If I exchange my timeshare week for another location through an exchange program, does that count as rental income?

No, exchanging your timeshare week through a vacation exchange program is generally considered personal use, not rental income, and does not trigger the ability to deduct expenses.

Can I deduct the costs of travel to my timeshare if I’m renting it out?

Generally not. Travel expenses are typically not deductible unless they are directly related to the rental activity, such as traveling to the timeshare to make repairs or perform maintenance.

Do I need to report my timeshare ownership on my tax return?

You don’t need to report your timeshare ownership itself on your tax return.
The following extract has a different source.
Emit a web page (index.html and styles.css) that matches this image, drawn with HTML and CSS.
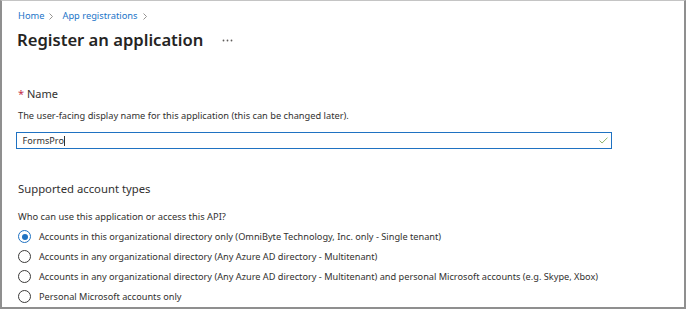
FILE: index.html
```html
<!DOCTYPE html>
<html>
<head>
<meta charset="utf-8">
<link rel="stylesheet" href="styles.css">
</head>
<body>
<div class="frame">
  <nav class="crumbs">
    <a class="crumb">Home</a>
    <svg class="chev" width="4" height="7" viewBox="0 0 4 7"><path d="M0.5 0.5 L3.5 3.5 L0.5 6.5" fill="none" stroke="#8a8886" stroke-width="0.9"/></svg>
    <a class="crumb">App registrations</a>
    <svg class="chev" width="4" height="7" viewBox="0 0 4 7"><path d="M0.5 0.5 L3.5 3.5 L0.5 6.5" fill="none" stroke="#8a8886" stroke-width="0.9"/></svg>
  </nav>
  <div class="title-row">
    <h1 class="title">Register an application</h1>
    <svg class="more" width="11" height="3" viewBox="0 0 11 3"><circle cx="1.5" cy="1.5" r="0.9" fill="#605e5c"/><circle cx="5.5" cy="1.5" r="0.9" fill="#605e5c"/><circle cx="9.5" cy="1.5" r="0.9" fill="#605e5c"/></svg>
  </div>

  <div class="field-label"><span class="req">*</span> Name</div>
  <div class="desc">The user-facing display name for this application (this can be changed later).</div>
  <div class="input">
    <span class="input-text">FormsPro</span><span class="caret"></span>
    <svg class="check" width="9" height="7" viewBox="0 0 9 7"><path d="M0.5 3.6 L3.1 6 L8.5 0.6" fill="none" stroke="#8db36b" stroke-width="1"/></svg>
  </div>

  <div class="section-title">Supported account types</div>
  <div class="question">Who can use this application or access this API?</div>
  <div class="radios">
    <div class="radio-row"><span class="radio checked"></span><span class="radio-label">Accounts in this organizational directory only (OmniByte Technology, Inc. only - Single tenant)</span></div>
    <div class="radio-row"><span class="radio"></span><span class="radio-label">Accounts in any organizational directory (Any Azure AD directory - Multitenant)</span></div>
    <div class="radio-row"><span class="radio"></span><span class="radio-label">Accounts in any organizational directory (Any Azure AD directory - Multitenant) and personal Microsoft accounts (e.g. Skype, Xbox)</span></div>
    <div class="radio-row"><span class="radio"></span><span class="radio-label">Personal Microsoft accounts only</span></div>
  </div>
</div>
</body>
</html>
```
FILE: styles.css
```css
html, body {
  margin: 0;
  padding: 0;
  background: #ffffff;
}
body {
  font-family: "Noto Sans", "Open Sans", sans-serif;
  color: #323130;
}
.frame {
  box-sizing: border-box;
  width: 686px;
  height: 309px;
  border: 2px solid #8f8f8f;
  border-top: 1px solid #c4c4c4;
  padding: 8px 0 0 14px;
  overflow: hidden;
  background: #fff;
}
.crumbs {
  display: flex;
  align-items: center;
  padding-left: 2px;
  font-size: 9.3px;
  line-height: 14px;
  height: 14px;
}
.crumb { color: #1b74c8; }
.chev { margin: 0 9px 0 5px; }
.title-row {
  display: flex;
  align-items: center;
  margin-top: 5px;
  height: 24px;
  padding-left: 1px;
}
.title {
  margin: 0;
  font-size: 16.6px;
  font-weight: 600;
  line-height: 24px;
  color: #252423;
}
.more {
  margin-left: 19px;
  margin-top: 1px;
}
.field-label {
  margin-top: 34px;
  padding-left: 2px;
  font-size: 11px;
  line-height: 16px;
  color: #323130;
}
.req { color: #c4314b; }
.desc {
  margin-top: 7px;
  padding-left: 2px;
  font-size: 9.25px;
  line-height: 13px;
}
.input {
  box-sizing: border-box;
  margin-top: 10px;
  width: 596px;
  height: 17px;
  border: 1.5px solid #1f72c2;
  display: flex;
  align-items: center;
  padding-left: 5.5px;
  padding-right: 3.5px;
  font-size: 9.1px;
}
.input-text { line-height: 13px; }
.caret {
  display: inline-block;
  width: 1px;
  height: 10px;
  background: #323130;
}
.check { margin-left: auto; }
.section-title {
  margin-top: 31.5px;
  padding-left: 2px;
  font-size: 11.3px;
  line-height: 16px;
}
.question {
  margin-top: 13.5px;
  padding-left: 2px;
  font-size: 9.35px;
  line-height: 13px;
}
.radios {
  margin-top: 6.5px;
  display: flex;
  flex-direction: column;
  gap: 6px;
}
.radio-row {
  display: flex;
  align-items: center;
  gap: 8px;
  height: 14px;
  padding-left: 2px;
}
.radio {
  box-sizing: border-box;
  width: 13px;
  height: 13px;
  border-radius: 50%;
  border: 1px solid #3b3a39;
  flex: none;
  position: relative;
}
.radio.checked {
  border-color: #1f72c2;
}
.radio.checked::after {
  content: "";
  position: absolute;
  left: 2.5px;
  top: 2.5px;
  width: 6px;
  height: 6px;
  border-radius: 50%;
  background: #1f72c2;
}
.radio-label {
  font-size: 9.2px;
  line-height: 13px;
}
```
However, you must report any rental income and claim any related deductions on the appropriate schedules.

What if I sell my timeshare at a loss?

Generally, you can’t deduct a loss from the sale of a timeshare used solely for personal use. If you rented out the timeshare and it was considered a rental property, you might be able to deduct the loss, but this is subject to specific rules and limitations.

Conclusion: Making Informed Decisions

The ability to write off timeshare expenses on your taxes hinges on how you use your property. While personal use limits deductions, renting out your timeshare opens up the possibility of claiming certain expenses, provided you adhere to the IRS’s specific rules and maintain meticulous records. Remember, a thorough understanding of the “vacation home” rules, careful record-keeping, and professional tax advice are crucial to making informed decisions and navigating the complexities of timeshare tax implications. By understanding these principles, you can take the right steps to minimize your tax liability and make the most of your timeshare investment.